Is Lord Oakeshott speaking for Vince Cable?

Cable has previously suggested that the coalition could end early, a demand now made by the Lib Dem peer.

By George Eaton

With his usual impeccable timing, Lord Oakeshott has chosen the launch day of the Lib Dems’ European election campaign to call for the party to withdraw from the coalition immediately after the contest. He told Channel 4 News:

I think the problem is we have a very good message on what we’ve achieved, but it’s being drowned out by being in government. Four years on, we’ve achieved most of what we set out to do in the coalition. Now, we must get out of government so we can put our distinctive Liberal Democrat messsage across, both about what we’ve achieved in government and what we are going to achieve in the next parliament separately from the Tories.

Straight away after the May elections, we must give ourselves a year to get our own messages firmly across. It’s quite clear that we Liberal Democrats, having done our duty for the country, supporting the government, getting our reforms through, are actually in grave danger ourselves. It’s not in the country’s interests for our distinctive message not to be heard.

The key question, as one Lib Dem source suggested to me, is whether Oakeshott his speaking for his close ally Vince Cable (with whom he was on a party fundraising trip today). It’s worth recalling that at last year’s Lib Dem conference, Cable suggested the coalition could end well before the general election. He said of the chance of an early split: “It’s certainly possible. We are not at the stage of talking about that process. It is obviously a very sensitive one. It has got to be led by the leader. We have not yet had those conversations.”
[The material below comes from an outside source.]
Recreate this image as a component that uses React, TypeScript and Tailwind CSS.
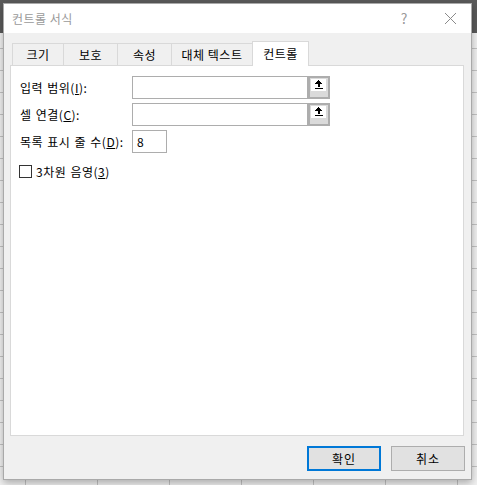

For those speculative remarks, he was slapped down by Danny Alexander, who declared: “This coalition will continue until the end of this Parliament as we promised for the very simple reason that we have a very big job to do – to clean up the economic mess that Labour left behind and entrench the recovery we are starting to see.”

Alexander, who, as I wrote recently, has been on manoeuvres, is continuing to attract the interest of his colleagues. One source told me: “We are all talking about Danny. His moves at the moment are bizarre.”